PROVIDED ENTRIES »
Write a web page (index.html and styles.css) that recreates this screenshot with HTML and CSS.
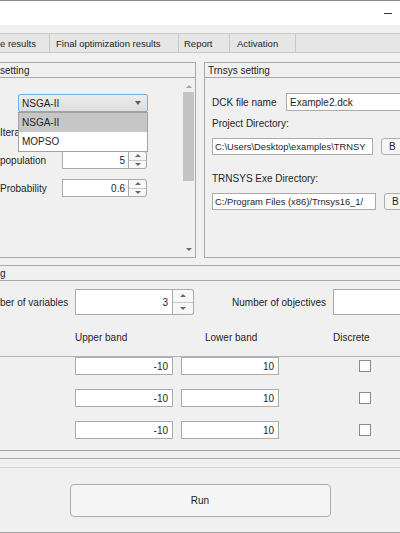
FILE: index.html
```html
<!DOCTYPE html>
<html>
<head>
<meta charset="utf-8">
<link rel="stylesheet" href="styles.css">
</head>
<body>
<div class="titlebar"><span class="min"></span></div>

<div class="tabs">
  <div class="tab tab1"><span>e results</span></div>
  <div class="tab tab2">Final optimization results</div>
  <div class="tab tab3">Report</div>
  <div class="tab tab4">Activation</div>
</div>

<div class="top-row">
  <section class="panel left-panel">
    <div class="panel-head"><span class="cut3">setting</span></div>
    <div class="lp-body">
      <div class="lp-content">
        <div class="dd-wrap">
          <div class="dropdown"><span>NSGA-II</span><span class="dd-arrow"></span></div>
          <ul class="dd-list">
            <li class="dd-item sel">NSGA-II</li>
            <li class="dd-item">MOPSO</li>
          </ul>
        </div>
        <div class="lrow first">
          <span class="llabel">Iteration</span>
          <div class="spinner small"><span class="spin-input">100</span><span class="spin-btns"><span class="up"></span><span class="down"></span></span></div>
        </div>
        <div class="lrow">
          <span class="llabel">population</span>
          <div class="spinner small"><span class="spin-input">5</span><span class="spin-btns"><span class="up"></span><span class="down"></span></span></div>
        </div>
        <div class="lrow">
          <span class="llabel">Probability</span>
          <div class="spinner small"><span class="spin-input">0.6</span><span class="spin-btns"><span class="up"></span><span class="down"></span></span></div>
        </div>
      </div>
      <div class="vscroll">
        <span class="sarrow-up"></span>
        <span class="thumb"></span>
        <span class="sarrow-down"></span>
      </div>
    </div>
  </section>

  <section class="panel right-panel">
    <div class="panel-head">Trnsys setting</div>
    <div class="rp-body">
      <div class="dck-row">
        <span class="dck-label">DCK file name</span>
        <span class="field dck-field">Example2.dck</span>
      </div>
      <div class="rlabel proj">Project Directory:</div>
      <div class="dir-row">
        <span class="field dir-field">C:\Users\Desktop\examples\TRNSY</span>
        <span class="browse">B</span>
      </div>
      <div class="rlabel exe">TRNSYS Exe Directory:</div>
      <div class="dir-row">
        <span class="field dir-field exe-field">C:/Program Files (x86)/Trnsys16_1/</span>
        <span class="browse">B</span>
      </div>
    </div>
  </section>
</div>

<section class="panel lower-panel">
  <div class="panel-head"><span class="cut2">g</span></div>
  <div class="num-row">
    <span class="num-label">ber of variables</span>
    <div class="spinner big"><span class="spin-input">3</span><span class="spin-btns"><span class="up"></span><span class="down"></span></span></div>
    <span class="obj-label">Number of objectives</span>
    <span class="field obj-field"></span>
  </div>
  <div class="head-row">
    <span class="h-up">Upper band</span>
    <span class="h-low">Lower band</span>
    <span class="h-disc">Discrete</span>
  </div>
  <div class="var-area">
    <div class="var-row">
      <span class="field vfield">-10</span>
      <span class="field vfield">10</span>
      <span class="check"></span>
    </div>
    <div class="var-row">
      <span class="field vfield">-10</span>
      <span class="field vfield">10</span>
      <span class="check"></span>
    </div>
    <div class="var-row">
      <span class="field vfield">-10</span>
      <span class="field vfield">10</span>
      <span class="check"></span>
    </div>
  </div>
</section>

<section class="run-panel">
  <button class="run">Run</button>
</section>
</body>
</html>
```

FILE: styles.css
```css
* { box-sizing: border-box; }

body {
  margin: 0;
  width: 400px;
  height: 533px;
  overflow: hidden;
  background: #f0f0f0;
  font-family: "Liberation Sans", Arial, sans-serif;
  font-size: 10px;
  color: #1e1e1e;
}

/* title bar */
.titlebar {
  height: 25px;
  border-top: 1px solid #8c8c8c;
  background: #ffffff;
  display: flex;
  justify-content: flex-end;
  align-items: center;
  padding-right: 8px;
}
.min {
  width: 8px;
  height: 1px;
  background: #333;
}

/* tabs */
.tabs {
  margin-top: 8px;
  height: 20px;
  display: flex;
  background: #e6e6e6;
  border-top: 1px solid #c9c9c9;
  border-bottom: 1px solid #c9c9c9;
  white-space: nowrap;
}
.tab {
  flex: none;
  display: flex;
  align-items: center;
  border-right: 1px solid #c9c9c9;
  padding-left: 6px;
  font-size: 9.5px;
}
.tab1 { width: 50px; padding-left: 0; }
.tab2 { width: 129px; }
.tab3 { width: 51px; padding-left: 5px; }
.tab4 { width: 66px; padding-left: 7px; }

/* panels */
.top-row {
  display: flex;
  margin-top: 9px;
  margin-left: -1px;
  height: 196px;
}
.panel {
  border: 1px solid #a9a9a9;
  display: flex;
  flex-direction: column;
}
.panel-head {
  height: 15px;
  flex: none;
  border-bottom: 1px solid #a9a9a9;
  display: flex;
  align-items: center;
  padding-left: 3px;
  white-space: nowrap;
}
.cut3 { margin-left: -3px; }
.cut2 { margin-left: -3px; }

.left-panel { width: 197px; flex: none; }
.lp-body {
  flex: 1;
  display: flex;
}
.lp-content {
  flex: 1;
  padding-top: 16px;
}
.dd-wrap {
  position: relative;
  margin-left: 18px;
  width: 130px;
}
.dropdown {
  height: 18px;
  border: 1px solid #74aee4;
  border-radius: 2px;
  background: linear-gradient(#ececec, #dddddd);
  display: flex;
  align-items: center;
  justify-content: space-between;
  padding: 0 6px 0 3px;
}
.dd-arrow {
  width: 0;
  height: 0;
  border-left: 3px solid transparent;
  border-right: 3px solid transparent;
  border-top: 4px solid #5a5a5a;
}
.dd-list {
  position: absolute;
  top: 18px;
  left: 0;
  width: 130px;
  margin: 0;
  padding: 0;
  list-style: none;
  border: 1px solid #a3a3a3;
  background: #fff;
  z-index: 2;
}
.dd-item {
  height: 19px;
  display: flex;
  align-items: center;
  padding-left: 3px;
}
.dd-item.sel { background: #c6c6c6; }

.lrow {
  display: flex;
  align-items: center;
  height: 18px;
  margin-top: 10px;
}
.lrow.first { margin-top: 11px; }
.llabel {
  flex: none;
  width: 62px;
  white-space: nowrap;
}

/* spinner */
.spinner {
  flex: none;
  display: flex;
  height: 18px;
}
.spinner.small { width: 85px; }
.spin-input {
  flex: 1;
  border: 1px solid #ababab;
  background: #fff;
  display: flex;
  align-items: center;
  justify-content: flex-end;
  padding-right: 3px;
}
.spin-btns {
  width: 18px;
  border: 1px solid #ababab;
  border-left: none;
  border-radius: 0 3px 3px 0;
  background: #f7f7f7;
  display: flex;
  flex-direction: column;
}
.spin-btns .up, .spin-btns .down {
  flex: 1;
  display: flex;
  align-items: center;
  justify-content: center;
}
.spin-btns .up { border-bottom: 1px solid #c8c8c8; }
.spin-btns .up::before {
  content: "";
  border-left: 3px solid transparent;
  border-right: 3px solid transparent;
  border-bottom: 3px solid #6a6a6a;
}
.spin-btns .down::before {
  content: "";
  border-left: 3px solid transparent;
  border-right: 3px solid transparent;
  border-top: 3px solid #6a6a6a;
}
.spinner.big { width: 119px; height: 26px; }
.spinner.big .spin-btns { width: 21px; }
.spinner.big .spin-input { padding-right: 4px; }

/* scrollbar */
.vscroll {
  flex: none;
  width: 11px;
  margin-right: 1px;
  display: flex;
  flex-direction: column;
  align-items: center;
}
.sarrow-up {
  margin-top: 7px;
  border-left: 3px solid transparent;
  border-right: 3px solid transparent;
  border-bottom: 3px solid #a6a6a6;
}
.thumb {
  width: 11px;
  height: 89px;
  margin-top: 4px;
  background: #c3c3c3;
}
.sarrow-down {
  margin-top: auto;
  margin-bottom: 6px;
  border-left: 3px solid transparent;
  border-right: 3px solid transparent;
  border-top: 3px solid #6a6a6a;
}

/* right panel */
.right-panel { width: 240px; flex: none; margin-left: 8px; }
.rp-body { padding-left: 7px; white-space: nowrap; }
.field {
  flex: none;
  border: 1px solid #ababab;
  background: #fff;
  display: flex;
  align-items: center;
  white-space: nowrap;
  overflow: hidden;
}
.dck-row {
  display: flex;
  align-items: center;
  margin-top: 15px;
  height: 18px;
}
.dck-label { flex: none; width: 74px; }
.dck-field { height: 18px; width: 140px; padding-left: 3px; }
.rlabel { height: 14px; display: flex; align-items: center; }
.rlabel.proj { margin-top: 5px; }
.rlabel.exe { margin-top: 16px; }
.dir-row {
  display: flex;
  height: 17px;
  margin-top: 8px;
}
.dir-field { width: 161px; padding-left: 2px; font-size: 9.4px; }
.exe-field { width: 164px; }
.browse {
  flex: none;
  margin-left: 8px;
  width: 40px;
  border: 1px solid #adadad;
  border-radius: 3px;
  background: #f5f5f5;
  display: flex;
  align-items: center;
  padding-left: 7px;
}
.exe-field + .browse { margin-left: 8px; }

/* lower panel */
.lower-panel {
  margin-top: 7px;
  margin-left: -1px;
  width: 420px;
  border-right: none;
  padding-bottom: 7px;
}
.num-row {
  display: flex;
  align-items: center;
  margin-top: 8px;
  height: 26px;
  white-space: nowrap;
}
.num-label {
  flex: none;
  width: 66px;
  text-align: right;
  margin-right: 9px;
}
.obj-label {
  flex: none;
  width: 132px;
  text-align: right;
  margin-right: 7px;
}
.obj-field { width: 100px; height: 26px; }
.head-row {
  display: flex;
  margin-top: 15px;
  height: 14px;
  align-items: center;
  padding-left: 75px;
  white-space: nowrap;
}
.h-up { flex: none; width: 130px; }
.h-low { flex: none; width: 128px; }
.var-area {
  margin-top: 12px;
  border-top: 1px solid #b4b4b4;
  border-bottom: 1px solid #a0a0a0;
  height: 95px;
  display: flex;
  flex-direction: column;
  gap: 14px;
}
.var-row {
  display: flex;
  align-items: center;
  height: 18px;
  padding-left: 75px;
}
.vfield {
  width: 98px;
  height: 18px;
  justify-content: flex-end;
  padding-right: 4px;
}
.vfield + .vfield { margin-left: 8px; }
.check {
  flex: none;
  width: 12px;
  height: 12px;
  margin-left: 80px;
  border: 1px solid #8a8a8a;
  background: #fdfdfd;
}

/* run */
.run-panel {
  margin-top: 8px;
  border-top: 1px solid #d6d6d6;
  border-bottom: 1px solid #a6a6a6;
  height: 66px;
  padding-top: 16px;
  display: flex;
  justify-content: center;
  align-items: flex-start;
}
.run {
  width: 261px;
  height: 33px;
  border: 1px solid #adadad;
  border-radius: 4px;
  background: #f5f5f5;
  font-family: "Liberation Sans", Arial, sans-serif;
  font-size: 10px;
  color: #1e1e1e;
  padding: 0;
}
```
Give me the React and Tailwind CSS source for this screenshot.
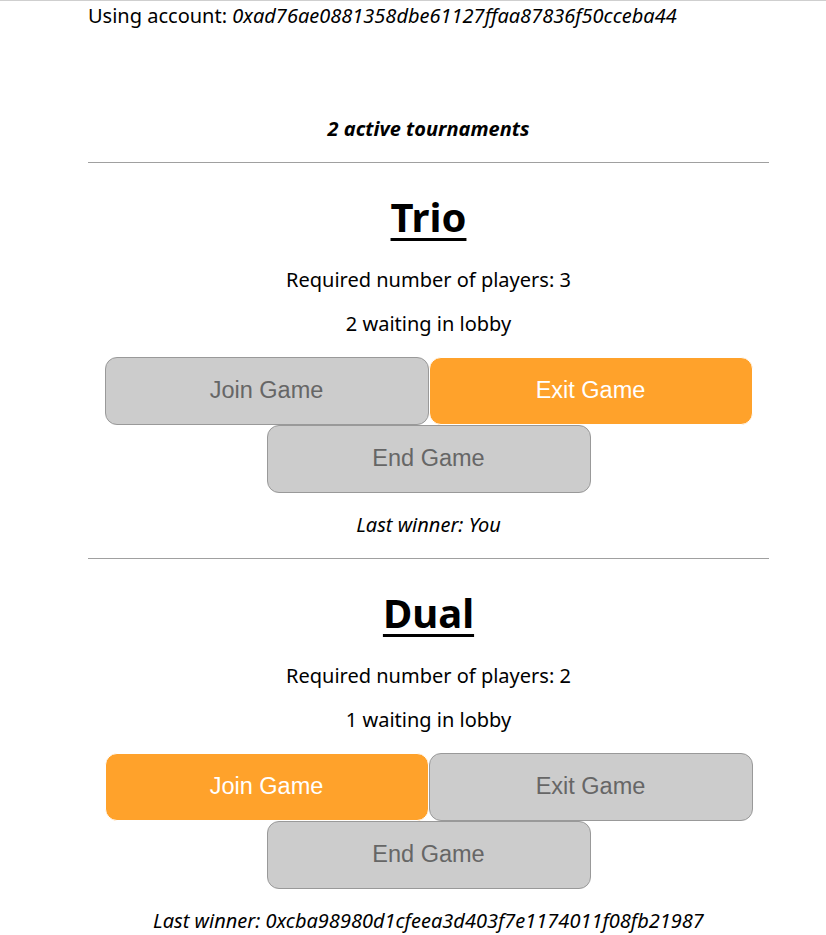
import React from 'react'

const tournaments = [
  {
    name: 'Trio',
    required: 3,
    waiting: 2,
    joined: true,
    winner: 'You'
  },
  {
    name: 'Dual',
    required: 2,
    waiting: 1,
    joined: false,
    winner: '0xcba98980d1cfeea3d403f7e1174011f08fb21987'
  }
]

function GameButton({ label, active }) {
  return (
    <button
      className={`w-[324px] h-[68px] rounded-xl text-[23.5px] font-['Liberation_Sans',Arial,sans-serif] ${
        active
          ? 'bg-[#ffa22b] text-white border border-white'
          : 'bg-[#cccccc] text-[#666666] border border-[#999999]'
      }`}
    >
      {label}
    </button>
  )
}

function Tournament({ t }) {
  return (
    <div className="flex flex-col items-center text-center">
      <hr className="w-full border-0 border-t border-[#a0a0a0]" />
      <h2 className="mt-[30px] text-[40px] leading-[48px] font-bold underline decoration-[3px] underline-offset-[6px]">
        {t.name}
      </h2>
      <p className="mt-[24px] leading-[30px]">Required number of players: {t.required}</p>
      <p className="mt-[14px] leading-[30px]">{t.waiting} waiting in lobby</p>
      <div className="mt-[18px] flex flex-wrap justify-center w-[648px]">
        <GameButton label="Join Game" active={!t.joined} />
        <GameButton label="Exit Game" active={t.joined} />
        <GameButton label="End Game" active={false} />
      </div>
      <p className="mt-[17px] mb-[18px] leading-[30px] italic">Last winner: {t.winner}</p>
    </div>
  )
}

export default function App() {
  const account = '0xad76ae0881358dbe61127ffaa87836f50cceba44'

  return (
    <div className="min-h-[935px] bg-white border-t border-[#cfcfcf] font-['Noto_Sans',sans-serif] text-[20px] text-black">
      <div className="ml-[88px] w-[681px]">
        <p className="leading-[30px]">
          Using account: <span className="italic">{account}</span>
        </p>
        <p className="mt-[83px] mb-[18px] leading-[30px] text-center font-bold italic">
          {tournaments.length} active tournaments
        </p>
        {tournaments.map(t => (
          <Tournament key={t.name} t={t} />
        ))}
      </div>
    </div>
  )
}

AIM » For each line in the data above that contains the string "React", extract the line.

TASK RESULT »
Give me the React and Tailwind CSS source for this screenshot.
import React from 'react'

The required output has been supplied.